Oleh Anik Meilinda
Akhir-akhir ini, jagad maya sempat digegerkan oleh sebuah modus baru pelecehan seksual. Seorang oknum dokter di Semarang mencampurkan sperma ke makanan istri temannya. Gilanya, kejadian itu dilakukan dalam kurun waktu Oktober hingga Desember 2020.
Perlu diketahui, pelaku tinggal di rumah yang sama dengan korban dan suaminya. Yang mana pelaku adalah teman suami korban. Kronologi kejadian dimulai saat timbul kecurigaan korban melihat tudung saji makanannya yang selalu berubah posisi. Pun makanannya berubah bentuk.
Desember, korban berinisiatif merekam area tempat dimana makanan itu diletakkan. Di sanalah, korban melihat awalnya pelaku mendekati kamar mandi, lalu melakukan masturbasi. Setelah itu, ia duduk di samping meja makan dan mencampurkan spermanya di makanan korban.
Menurut rekomendasi umum Perserikatan Bangsa-Bangsa (PBB) Nomor 19, hal ini masuk dalam kategori bentuk deskriminatif terhadap perempuan. Atas perbuatannya itu, pelaku diancam Pasal 281 KUHP Pidana tentang merusak kesopanan di muka umum dengan ancaman pidana penjara 2 tahun 8 bulan.
Dalam sebuah kesempatan diskusi, Nia Lishayati pengurus divisi bantuan hukum di Legal Resource Center untuk Keadilan Jender dan Hak Asasi Manusia (LRC-KJHAM) mengungkapkan hal Ini merupakan modus baru di Indonesia.
Korban mengalami dampak traumatik yang sangat luar biasa.
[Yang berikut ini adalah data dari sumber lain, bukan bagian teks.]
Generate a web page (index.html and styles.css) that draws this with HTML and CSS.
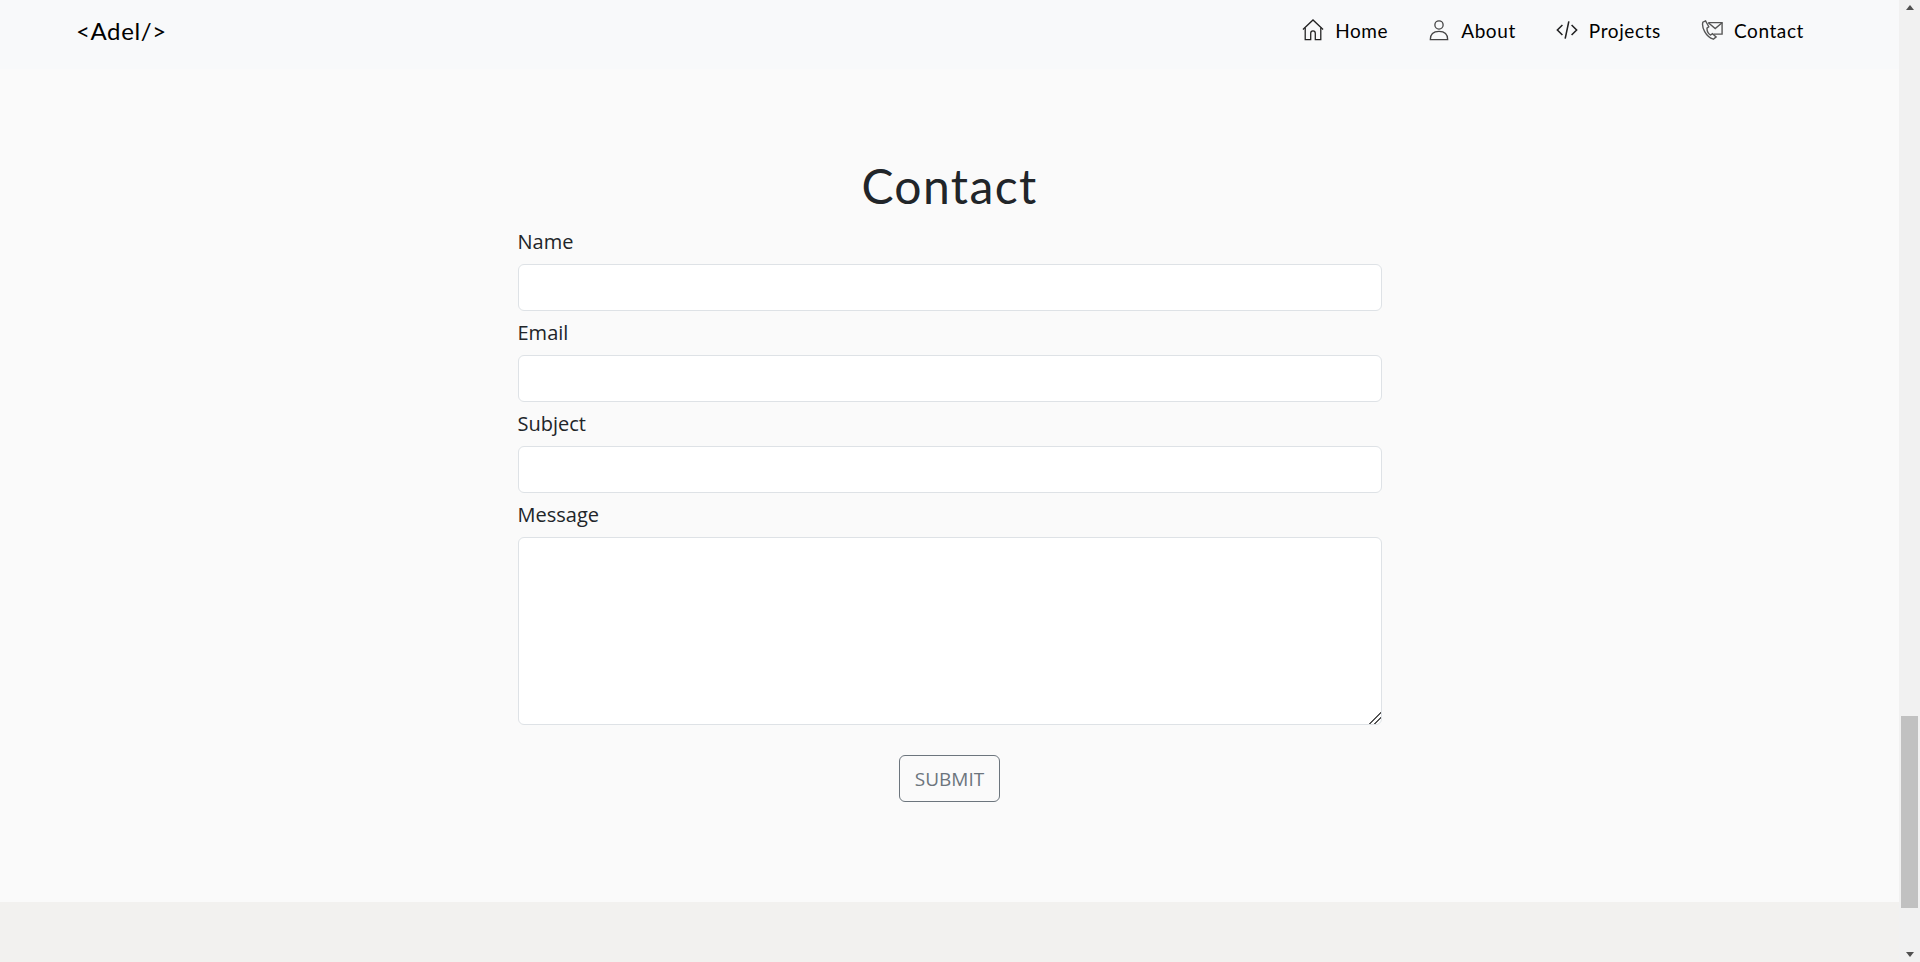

Hal ini dibuktikan dengan korban masih mengonsumsi obat yang diresepkan oleh psikiater dan melakukan pemulihan psikologis ke psikolog.
Mirisnya, pelaku adalah seorang dokter yang notabene mengetahui perihal dunia kesehatan. Tapi memang, profesi dan latar belakang tidak menjamin seseorang tidak melakukan kekerasan seksual. Selama ada kesempatan, nafsu meronta-ronta, kejahatan bisa terjadi.
Kabar terakhir, kasus ini masih dalam penyidikan. Polisi masih memastikan bahwa pelaku tidak mengalami gangguan jiwa. Misal ya, pelaku mengalami gangguan jiwa. Tapi kan dia sedang menempuh pendidikan dokter spesialis di salah satu perguruan tinggi di Semarang. Masak iya, dia gila, atau jangan-jangan gila karena kuliah? Bisa jadi juga.
Yang jelas, kelakuan seperti ini tidak bisa dibiarkan. Bentuk kekerasan seksual yang non verbal saja tidak boleh disepelekan, apalagi ini. Jangan biarkan semakin banyak korban yang jatuh. Apalagi jika menengok dampak psikis yang ditimbulkan, hal ini bisa memicu sakit fisik pula.
Pesan untuk jaksa dan kepolisian. Jangan cuma fokus kasus hukum pelaku. Perhatikan juga aspek psikis korban. Ia pun membutuhkan pendampingan. Jangan sampai, proses penyidikan malah menambah trauma. Bentuk pertanyaan dan perspektif yang dibawa jangan sampai malah menjatuhkan.
Penegak hukum seharusnya memberikan jalan mulus bagi siapa saja yang berani speak up. Dengan begini, akan semakin banyak masyarakat yang melapor. Mengingat, dimungkinkan masih banyak bentuk pelecehan seksual yang belum diketahui.
Meskipun memang mengungkapkan hal seperti itu tidaklah mudah. Trauma kerap membungkam mulut sendiri, dengan harapan akan hilang dengan sendirinya. Namun, nyatanya manusia selalu butuh didengarkan dan diberi ruang meluapkan rasa. Kerap kali, bercerita menjadi jalan ampuh memulihkan kesehatan.